Monday, January 18, 2010

SAGE New Frontiers Proposal (Enhanced)

Bruce Moomaw found the time to pull some more information out the the SAGE presentation (see link below), so I'm reposting this with his additions (in italics).


At the October VEXAG meeting (presentations were posted just a few days ago), Larry Esposito the principal investigator for the proposed SAGE lander presented some details of the mission.  In addition to the information in the slides reproduced below, there were several interesting tidbits:

  • The lander should last several hours on the surface
  • Surface composition would be measured at depths of 3-10 cm (depending on surface material) using a surface excavation sampling arm
  • Composition measurements would be made using a LIBS/Raman instrument steerable in one direction.  [This suggests that the choice of sampling area might be limited by both the reach of the sampling arm and the pointing capabilities of the LIBS/Raman instrument.]
  • Images of the surface would be made during descent in the near infrared.  Surface panoramas and microscopic images of the excavation site would be taken on the surface.
  • Descent through the atmosphere would last ~ 1 hour and the lander would survive ~3 hours on the surface

In addition to Esposito's presentation, the meeting also had a short presentation on LIBS/Raman instruments for Venus.  Check it out if you want to know more about this approach.

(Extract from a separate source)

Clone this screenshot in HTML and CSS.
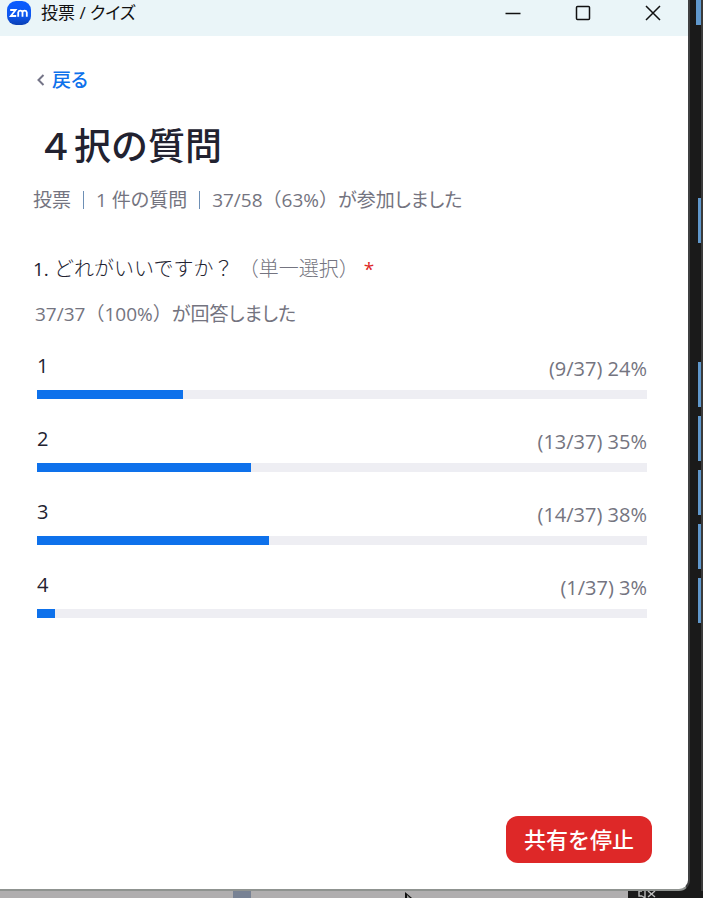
FILE: index.html
```html
<!DOCTYPE html>
<html lang="ja">
<head>
    <meta charset="UTF-8">
    <meta name="viewport" content="width=device-width, initial-scale=1.0">
    <title>投票 / クイズ</title>
    <link rel="stylesheet" href="styles.css">
</head>
<body>
    <div class="window">
        <header class="titlebar">
            <svg class="logo" viewBox="0 0 24 24" aria-hidden="true">
                <defs>
                    <linearGradient id="logo-bg" x1="0" y1="0" x2="0" y2="1">
                        <stop offset="0" stop-color="#0b5cff"/>
                        <stop offset="0.6" stop-color="#0d57f0"/>
                        <stop offset="1" stop-color="#0a3fb4"/>
                    </linearGradient>
                </defs>
                <rect width="24" height="24" rx="9" fill="url(#logo-bg)"/>
                <path d="M3.2 9h5.4L3.8 15h5.4M11.2 15.8v-4.4a2.2 2.2 0 0 1 4.3 0v4.4M15.5 11.4a2.2 2.2 0 0 1 4.3 0v4.4" fill="none" stroke="#fff" stroke-width="1.8"/>
            </svg>
            <span class="window-title">投票 / クイズ</span>
            <div class="window-buttons">
                <button type="button" aria-label="最小化">
                    <svg viewBox="0 0 16 16"><path d="M0.5 8.5h15"/></svg>
                </button>
                <button type="button" aria-label="最大化">
                    <svg viewBox="0 0 16 16"><rect x="1.5" y="1.5" width="13" height="13" rx="1"/></svg>
                </button>
                <button type="button" aria-label="閉じる">
                    <svg viewBox="0 0 16 16"><path d="M1 1l14 14M15 1L1 15"/></svg>
                </button>
            </div>
        </header>

        <main class="content">
            <a class="back" href="#">
                <svg viewBox="0 0 8 12" aria-hidden="true"><path d="M6.5 1L1.5 6l5 5"/></svg>
                戻る
            </a>
            <h1>４択の質問</h1>
            <div class="meta">
                <span>投票</span>
                <span>1 件の質問</span>
                <span>37/58<b>（</b>63%<b>）</b>が参加しました</span>
            </div>

            <section class="question">
                <h2><span class="number">1.</span> どれがいいですか？ <span class="type">（単一選択）</span> <span class="required">*</span></h2>
                <p class="answered">37/37<b>（</b>100%<b>）</b>が回答しました</p>
                <ul class="answers">
                    <li>
                        <div class="row"><span class="label">1</span><span class="count">(9/37) 24%</span></div>
                        <div class="bar"><div class="fill" style="width: 24%"></div></div>
                    </li>
                    <li>
                        <div class="row"><span class="label">2</span><span class="count">(13/37) 35%</span></div>
                        <div class="bar"><div class="fill" style="width: 35%"></div></div>
                    </li>
                    <li>
                        <div class="row"><span class="label">3</span><span class="count">(14/37) 38%</span></div>
                        <div class="bar"><div class="fill" style="width: 38%"></div></div>
                    </li>
                    <li>
                        <div class="row"><span class="label">4</span><span class="count">(1/37) 3%</span></div>
                        <div class="bar"><div class="fill" style="width: 3%"></div></div>
                    </li>
                </ul>
            </section>
        </main>

        <footer class="footer">
            <button type="button" class="stop">共有を停止</button>
        </footer>
    </div>

    <!-- app behind the window -->
    <div class="behind-right">
        <i class="first"></i>
        <i class="second"></i>
        <i class="third"></i>
        <i></i>
        <i></i>
        <i></i>
        <i></i>
    </div>
    <div class="behind-bottom">
        <div class="thumb"></div>
        <svg class="cursor" viewBox="0 0 10 6"><path d="M1 0v6h7z" fill="#111"/><path d="M3 3v3h3z" fill="#999"/></svg>
        <div class="dock">
            <svg viewBox="0 0 18 7"><path d="M4 0H1v5h3M4 5l3 2V0M10 0l7 6M17 0l-7 6" fill="none" stroke="#bbb" stroke-width="1.4"/></svg>
        </div>
    </div>
</body>
</html>
```
FILE: styles.css
```css
* {
    margin: 0;
    padding: 0;
    box-sizing: border-box;
}

body {
    min-height: 100vh;
    display: grid;
    grid-template-columns: 1fr 13px;
    grid-template-rows: 1fr 7px;
    background: #1a1a1a;
    color: #222230;
    font-family: 'Open Sans', 'Noto Sans CJK JP', sans-serif;
    font-size: 19px;
    font-feature-settings: "palt";
}

.window {
    display: flex;
    flex-direction: column;
    background: #fff;
    border-right: 2px solid #3f4041;
    border-bottom: 2px solid #8f9390;
    border-bottom-right-radius: 11px;
}

.titlebar {
    display: flex;
    align-items: center;
    height: 36px;
    padding: 0 20px 10px 7px;
    background: #eaf5f8;
}

.logo {
    width: 24px;
    height: 24px;
}

.window-title {
    flex: 1;
    margin-left: 10px;
    font-size: 17px;
    line-height: 24px;
    color: #111;
}

.window-buttons {
    display: flex;
    gap: 40px;
}

.window-buttons button {
    width: 30px;
    height: 26px;
    border: 0;
    background: none;
}

.window-buttons svg {
    width: 16px;
    height: 16px;
    display: block;
    margin: auto;
    fill: none;
    stroke: #111;
    stroke-width: 1.5;
}

.content {
    flex: 1;
    padding: 29px 41px 0 33px;
}

.back {
    display: inline-flex;
    align-items: center;
    gap: 7px;
    padding-left: 4px;
    line-height: 30px;
    font-weight: 500;
    color: #0e71eb;
    text-decoration: none;
}

.back svg {
    width: 8px;
    height: 12px;
    fill: none;
    stroke: #747487;
    stroke-width: 2;
}

h1 {
    margin-top: 23px;
    padding-left: 4px;
    font-size: 37px;
    line-height: 56px;
    font-weight: 500;
    font-feature-settings: normal;
}

.meta {
    display: flex;
    margin-top: 12px;
    line-height: 28px;
    color: #747480;
}

.meta span + span {
    display: flex;
    align-items: center;
}

.meta span + span::before {
    content: "";
    width: 1px;
    height: 18px;
    margin: 0 12px;
    background: #6d8fb5;
}

/* brackets keep their full width */
b {
    font-weight: inherit;
    font-feature-settings: normal;
}

.question {
    margin-top: 41px;
}

h2 {
    font-size: 20px;
    line-height: 28px;
    font-weight: 300;
    font-feature-settings: normal;
}

.number {
    font-size: 19px;
    font-weight: 400;
}

.type {
    color: #747480;
}

.required {
    color: #de2828;
    font-size: 19px;
    font-weight: 400;
}

.answered {
    margin-top: 17px;
    padding-left: 2px;
    line-height: 28px;
    color: #747480;
}

.answers {
    margin-top: 24px;
    padding-left: 4px;
    list-style: none;
}

.answers li {
    margin-bottom: 26px;
}

.row {
    display: flex;
    justify-content: space-between;
    height: 38px;
    font-size: 20px;
}

.label {
    line-height: 28px;
}

.count {
    line-height: 34px;
    color: #747480;
}

.bar {
    height: 9px;
    background: #eeeef3;
}

.fill {
    height: 100%;
    background: #0e71eb;
}

.footer {
    display: flex;
    justify-content: flex-end;
    padding: 0 36px 26px;
}

.stop {
    height: 47px;
    padding: 0 18px 4px;
    border: 0;
    border-radius: 12px;
    background: #de2828;
    color: #fff;
    font-family: inherit;
    font-size: 22px;
    font-weight: 500;
}

.behind-right {
    display: flex;
    flex-direction: column;
    align-items: flex-end;
    gap: 9px;
    border-right: 2px solid #3a3a3a;
}

.behind-right i {
    width: 3px;
    height: 45px;
    background: #6098cc;
}

.behind-right .first {
    width: 5px;
    height: 25px;
}

.behind-right .second {
    margin-top: 164px;
}

.behind-right .third {
    margin-top: 110px;
}

.behind-bottom {
    grid-column: 1 / -1;
    display: flex;
    background: #b0aeaf;
}

.thumb {
    width: 18px;
    margin-left: 233px;
    background: #788294;
}

.cursor {
    width: 10px;
    height: 6px;
    margin: 1px 0 0 153px;
}

.dock {
    width: 75px;
    margin-left: auto;
    padding-left: 10px;
    background: #1a1a1a;
}

.dock svg {
    width: 18px;
    height: 7px;
    display: block;
}
```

Bruce's additional comments follow:


I suspect that arm is going to extend straight down from the side of the craft to grind into the surface, which would explain how the Microscopic Camera could obtain "views of the excavation area" with maximum resolution.  Whether the tiltable LIBS/Raman instrument will swing its viewfield farther out from the spacecraft or just sweep it from one side to the other is unknown to me.

Page 10 of that presentation includes the listed acronyms of the onboard experiments, which I translate as follows:

FBC = FlyBy Camera (on the carrier, to image local cloud patterns and thus perhaps winds)

DPC/MC = Descent-Panoramic Camera/Microscopic Camera.  (The Descent Camera part of this package will take "NIR" -- that is, near-IR -- images of the suface during descent; if taken through several different filters, it could also provide some mineralogical data.)

ASI = Atmospheric Structure Instrument (temperature, pressure and wind sensors and accelerometers to measure entry deceleration and thus upper-air density)

DWE USO = Doppler Wind Experiment/Ultra-Stable Oscillator (the latter to allow precise tracking of the craft during its descent for the Doppler wind data)

NMS = Neutral Mass Spectrometer (atmospheric analysis)

TLS = Tunable Laser Spectrometer (to analyze important trace isotopes in the atmospheric gases -- especially, I imagine, carbon and oxygen)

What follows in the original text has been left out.